[SOURCE DATA]:
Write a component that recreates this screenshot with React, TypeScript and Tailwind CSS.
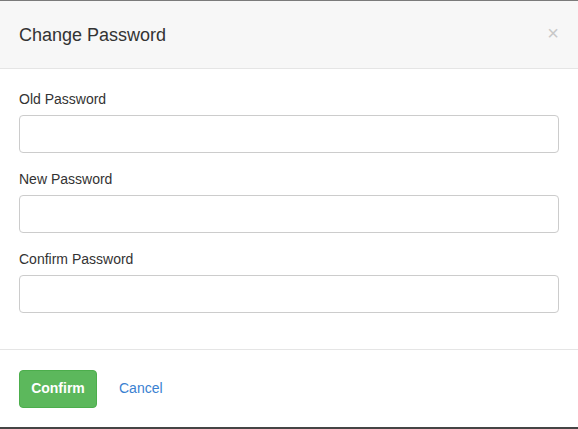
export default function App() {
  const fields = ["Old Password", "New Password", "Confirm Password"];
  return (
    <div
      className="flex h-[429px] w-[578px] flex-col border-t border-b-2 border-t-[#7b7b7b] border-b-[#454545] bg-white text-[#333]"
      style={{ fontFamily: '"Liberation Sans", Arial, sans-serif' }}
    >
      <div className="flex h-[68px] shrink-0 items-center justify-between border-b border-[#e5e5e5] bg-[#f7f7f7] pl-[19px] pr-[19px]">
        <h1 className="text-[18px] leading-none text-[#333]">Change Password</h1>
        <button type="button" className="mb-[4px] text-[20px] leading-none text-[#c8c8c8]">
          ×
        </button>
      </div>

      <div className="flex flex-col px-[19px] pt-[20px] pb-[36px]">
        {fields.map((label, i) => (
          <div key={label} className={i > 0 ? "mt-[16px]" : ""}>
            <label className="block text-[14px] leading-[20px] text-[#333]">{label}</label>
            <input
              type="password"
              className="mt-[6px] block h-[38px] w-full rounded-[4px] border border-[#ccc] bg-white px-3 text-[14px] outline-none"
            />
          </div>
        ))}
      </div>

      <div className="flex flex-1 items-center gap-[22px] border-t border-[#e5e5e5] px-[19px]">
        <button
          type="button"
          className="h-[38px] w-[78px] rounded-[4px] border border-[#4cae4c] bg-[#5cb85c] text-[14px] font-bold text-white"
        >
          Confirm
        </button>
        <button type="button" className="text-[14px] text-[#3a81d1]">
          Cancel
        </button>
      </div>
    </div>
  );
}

[TASK TO CARRY OUT]:
Return the full material word for word. Do not include the pictures.

[THE RESPONSE]:
Write a component that recreates this screenshot with React, TypeScript and Tailwind CSS.
export default function App() {
  const fields = ["Old Password", "New Password", "Confirm Password"];
  return (
    <div
      className="flex h-[429px] w-[578px] flex-col border-t border-b-2 border-t-[#7b7b7b] border-b-[#454545] bg-white text-[#333]"
      style={{ fontFamily: '"Liberation Sans", Arial, sans-serif' }}
    >
      <div className="flex h-[68px] shrink-0 items-center justify-between border-b border-[#e5e5e5] bg-[#f7f7f7] pl-[19px] pr-[19px]">
        <h1 className="text-[18px] leading-none text-[#333]">Change Password</h1>
        <button type="button" className="mb-[4px] text-[20px] leading-none text-[#c8c8c8]">
          ×
        </button>
      </div>

      <div className="flex flex-col px-[19px] pt-[20px] pb-[36px]">
        {fields.map((label, i) => (
          <div key={label} className={i > 0 ? "mt-[16px]" : ""}>
            <label className="block text-[14px] leading-[20px] text-[#333]">{label}</label>
            <input
              type="password"
              className="mt-[6px] block h-[38px] w-full rounded-[4px] border border-[#ccc] bg-white px-3 text-[14px] outline-none"
            />
          </div>
        ))}
      </div>

      <div className="flex flex-1 items-center gap-[22px] border-t border-[#e5e5e5] px-[19px]">
        <button
          type="button"
          className="h-[38px] w-[78px] rounded-[4px] border border-[#4cae4c] bg-[#5cb85c] text-[14px] font-bold text-white"
        >
          Confirm
        </button>
        <button type="button" className="text-[14px] text-[#3a81d1]">
          Cancel
        </button>
      </div>
    </div>
  );
}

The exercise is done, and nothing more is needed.